Gün içerisinde bisikletle yapılan yol: 201 km
3.Gün ( 2 Eylül Çarşamba )
Sabah 06.00 gibi zar zor kalkıp hazırlanıyorum. Görevlinin de uyanık olduğunu görünce gidip vedalaşıyorum. Güneşin doğuşuyla beraber kapalı bir havada ve ağrıyan dizimi de hissederek yola çıkıyorum. Bozuk yollardan geçerek bir an sanki yolun hiç bitmeyeceğini de düşünerek sabah 09.00 civarında Ereğli’ye ulaşıyorum. Açlıktan dolayı bisikleti zar zor kullanarak sahil kenarında bir kafeteryaya oturarak yaklaşık bir saat süren keyifli bir kahvaltı yapıyorum. Sonra tekrar yola çıkarak Alaplı’dan geçip iki saat süren yolculuğun ardından Akçakoca’ya ulaşıyorum. Akçakoca’ya gelirken de birçok yerde mola vermek zorunda kalıyorum dizim yüzünden. Ama ona rağmen inatla yola devam ediyorum. Akçakoca’ya geldiğimde ilçe merkezine girmeden yoluma devam ediyorum. Gördüğüm ilk benzinliğe girerek içecek ve yiyecek bir şeyler alıp oradaki çalışanlarla biraz da muhabbet ederek zaman geçiriyorum. Ardından Karasuya doğru yola devam ediyorum. Dizimden dolayı yine birçok yerde durmak, mola vermek zorunda kalıyorum. Haritadan bakıp kilometre olarak hesapladığımda en fazla iki saat sürecekmiş gibi görünen yol benim için bir kâbusa dönüyor.
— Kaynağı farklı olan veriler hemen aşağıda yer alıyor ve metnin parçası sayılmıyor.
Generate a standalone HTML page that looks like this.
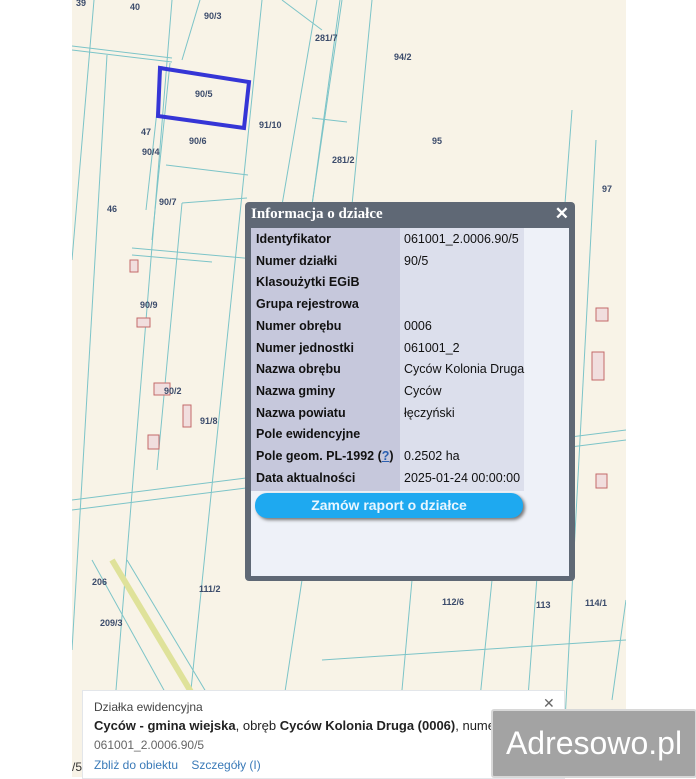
<!DOCTYPE html>
<html><head><meta charset="utf-8"><style>
body{margin:0;width:696px;height:777px;background:#fff;position:relative;overflow:hidden;font-family:"Liberation Sans",Arial,sans-serif}
.map{position:absolute;left:72px;top:0;width:554px;height:777px;background:#f8f3e7;overflow:hidden}
.pop{position:absolute;left:245px;top:202px;width:330px;height:379px;background:#5f6875;border-radius:4px}
.pop .t{position:absolute;left:6px;top:4px;color:#fff;font:bold 15px "Liberation Serif",serif}
.pop .x{position:absolute;right:6px;top:2px;color:#fff;font:bold 17px "Liberation Sans";}
.body{position:absolute;left:6px;top:26px;width:318px;height:348px;background:#eef1f8}
.lab{position:absolute;left:0;top:0;width:149px;height:263px;background:#c6c8dc}
.val{position:absolute;left:149px;top:0;width:124px;height:263px;background:#dcdfec}
.r{position:absolute;left:5px;font-size:12.5px;color:#111;height:21.7px;line-height:21.7px}
.lb{font-weight:bold}
.btn{position:absolute;left:4px;top:265px;width:268px;height:25px;background:#1ea9f0;border-radius:12px;color:#e8f6ff;font:bold 14px "Liberation Sans";text-align:center;line-height:25px;box-shadow:2px 2px 3px #777}
.info{position:absolute;left:82px;top:690px;width:481px;height:87px;background:#fff;border:1px solid #e3e6ea;font-size:12px;color:#333}
.logo{position:absolute;left:491px;top:709px;width:202px;height:65px;background:#a3a3a3;border:2px solid #d8d8d8;border-radius:3px;color:#fff;font-size:32px;line-height:65px;text-align:center}
.lbl{position:absolute;font:bold 9px "Liberation Sans";color:#3b4b6b}
</style></head><body>
<div class="map">
<svg width="554" height="777" style="position:absolute;left:0;top:0" stroke="#7cc4c8" fill="none" stroke-width="1">
<line x1="22" y1="0" x2="0" y2="260"/><line x1="35" y1="55" x2="0" y2="650"/>
<line x1="0" y1="50" x2="100" y2="62"/><line x1="0" y1="46" x2="100" y2="58"/>
<line x1="90" y1="66" x2="74" y2="210"/><line x1="98" y1="63" x2="80" y2="240"/>
<line x1="100" y1="0" x2="44" y2="690"/><line x1="128" y1="0" x2="110" y2="60"/>
<line x1="190" y1="0" x2="110" y2="777"/>
<line x1="94" y1="165" x2="176" y2="175"/><line x1="110" y1="203" x2="175" y2="198"/><line x1="110" y1="203" x2="85" y2="470"/>
<line x1="60" y1="248" x2="250" y2="265"/><line x1="60" y1="255" x2="140" y2="262"/>
<line x1="245" y1="0" x2="210" y2="205"/><line x1="268" y1="0" x2="240" y2="205"/>
<line x1="300" y1="0" x2="280" y2="205"/><line x1="210" y1="0" x2="250" y2="30"/>
<line x1="240" y1="118" x2="275" y2="122"/><line x1="270" y1="0" x2="240" y2="205"/>
<line x1="0" y1="500" x2="554" y2="430"/><line x1="0" y1="510" x2="554" y2="440"/>
<line x1="500" y1="110" x2="450" y2="777"/><line x1="524" y1="140" x2="490" y2="777"/>
<line x1="40" y1="560" x2="170" y2="777" stroke="#dfe29a" stroke-width="6"/>
<line x1="20" y1="560" x2="140" y2="777"/><line x1="55" y1="560" x2="185" y2="777"/>
<line x1="230" y1="580" x2="200" y2="777"/><line x1="340" y1="580" x2="330" y2="690"/>
<line x1="420" y1="580" x2="400" y2="777"/><line x1="554" y1="600" x2="540" y2="700"/>
<line x1="250" y1="660" x2="554" y2="640"/>
<polygon points="88,68 177,82 172,128 86,116" stroke="#3535d6" stroke-width="4"/>
<g stroke="#c36a6a" fill="#f1dede"><rect x="65" y="318" width="13" height="9"/><rect x="58" y="260" width="8" height="12"/><rect x="82" y="383" width="16" height="12"/><rect x="111" y="405" width="8" height="22"/><rect x="76" y="435" width="11" height="14"/><rect x="524" y="308" width="12" height="13"/><rect x="520" y="352" width="12" height="28"/><rect x="524" y="474" width="11" height="14"/></g>
</svg>
<span class="lbl" style="left:4px;top:-2px">39</span><span class="lbl" style="left:58px;top:2px">40</span><span class="lbl" style="left:132px;top:11px">90/3</span><span class="lbl" style="left:243px;top:33px">281/7</span><span class="lbl" style="left:322px;top:52px">94/2</span><span class="lbl" style="left:123px;top:89px">90/5</span><span class="lbl" style="left:187px;top:120px">91/10</span><span class="lbl" style="left:69px;top:127px">47</span><span class="lbl" style="left:70px;top:147px">90/4</span><span class="lbl" style="left:117px;top:136px">90/6</span><span class="lbl" style="left:260px;top:155px">281/2</span><span class="lbl" style="left:360px;top:136px">95</span><span class="lbl" style="left:530px;top:184px">97</span><span class="lbl" style="left:87px;top:197px">90/7</span><span class="lbl" style="left:35px;top:204px">46</span><span class="lbl" style="left:68px;top:300px">90/9</span><span class="lbl" style="left:92px;top:386px">90/2</span><span class="lbl" style="left:128px;top:416px">91/8</span><span class="lbl" style="left:20px;top:577px">206</span><span class="lbl" style="left:127px;top:584px">111/2</span><span class="lbl" style="left:28px;top:618px">209/3</span><span class="lbl" style="left:370px;top:597px">112/6</span><span class="lbl" style="left:464px;top:600px">113</span><span class="lbl" style="left:513px;top:598px">114/1</span>
</div>
<div class="pop"><div class="t">Informacja o działce</div><div class="x">✕</div>
<div class="body"><div class="lab"></div><div class="val"></div>
<div class="r lb" style="top:1px">Identyfikator</div><div class="r" style="left:153px;top:1px">061001_2.0006.90/5</div>
<div class="r lb" style="top:22.7px">Numer działki</div><div class="r" style="left:153px;top:22.7px">90/5</div>
<div class="r lb" style="top:44.4px">Klasoużytki EGiB</div>
<div class="r lb" style="top:66.1px">Grupa rejestrowa</div>
<div class="r lb" style="top:87.8px">Numer obrębu</div><div class="r" style="left:153px;top:87.8px">0006</div>
<div class="r lb" style="top:109.5px">Numer jednostki</div><div class="r" style="left:153px;top:109.5px">061001_2</div>
<div class="r lb" style="top:131.2px">Nazwa obrębu</div><div class="r" style="left:153px;top:131.2px">Cyców Kolonia Druga</div>
<div class="r lb" style="top:152.9px">Nazwa gminy</div><div class="r" style="left:153px;top:152.9px">Cyców</div>
<div class="r lb" style="top:174.6px">Nazwa powiatu</div><div class="r" style="left:153px;top:174.6px">łęczyński</div>
<div class="r lb" style="top:196.3px">Pole ewidencyjne</div>
<div class="r lb" style="top:218px">Pole geom. PL-1992 (<span style="color:#2a5fb0;text-decoration:underline">?</span>)</div><div class="r" style="left:153px;top:218px">0.2502 ha</div>
<div class="r lb" style="top:239.7px">Data aktualności</div><div class="r" style="left:153px;top:239.7px">2025-01-24 00:00:00</div>
<div class="btn">Zamów raport o działce</div>
</div></div>
<div class="info">
<div style="position:absolute;left:11px;top:9px;color:#444">Działka ewidencyjna</div>
<div style="position:absolute;left:11px;top:27px;white-space:nowrap;color:#222;font-size:13px"><b>Cyców - gmina wiejska</b>, obręb <b>Cyców Kolonia Druga (0006)</b>, numer</div>
<div style="position:absolute;left:11px;top:47px;color:#666">061001_2.0006.90/5</div>
<div style="position:absolute;left:11px;top:67px;color:#3a7ab8">Zbliż do obiektu &nbsp;&nbsp; Szczegóły (I)</div>
<div style="position:absolute;left:460px;top:4px;color:#666;font-size:14px">✕</div>
</div>
<div style="position:absolute;left:72px;top:760px;font-size:12px;color:#333">/5</div>
<div class="logo">Adresowo.pl</div>
</body></html>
Dizimin ağrısının ve krampların da artması, buna da bozuk ve de engebeli dağ yollarının eklenmesiyle yolculuğum oldukça uzuyor. Benim bu yol boyunca tek mutluluğum, gördüğüm doğal manzara oluyor.Özellikle de fındık ağaçları… Dağ ve köy yollarını bitirerek normal yollara dönüş yapıyorum. Kocaali girişinde Ahmet amca el sallıyor ve “Nerden gelir nereye gidersin? ”diye soruyor. Bisikletimi kenara bırakarak yanına gidiyorum ve bana suyundan, çayından ikram ediyor. Sonrasında da başlıyor muhabbet… Bakıyorum ki çok uzayacak bu sohbet hemen müsaade isteyip “Yola çıkmalıyım,” diyorum ve tekrar başlıyorum pedal çevirmeye…
Karasu girişinde dizimde oluşan ağrı nedeni ile bisikletten inmek zorunda kalıyorum ve yaklaşık bir saat kadar bisiklete binemiyorum. Neyse ki biraz toparlanarak tekrardan yola çıkıyorum. Bu sefer sık sık aralıklarla mola vererek yoluma devam ediyorum. Sırasıyla Ferizli ve Söğütlüyü de geçerek gün batımında Adapazarı’na giriş yapıyorum. Akşam 20.00 civarında da ağabeyimin evine ulaşarak bir bisiklet turunu daha bitirmenin sevincini yaşıyorum.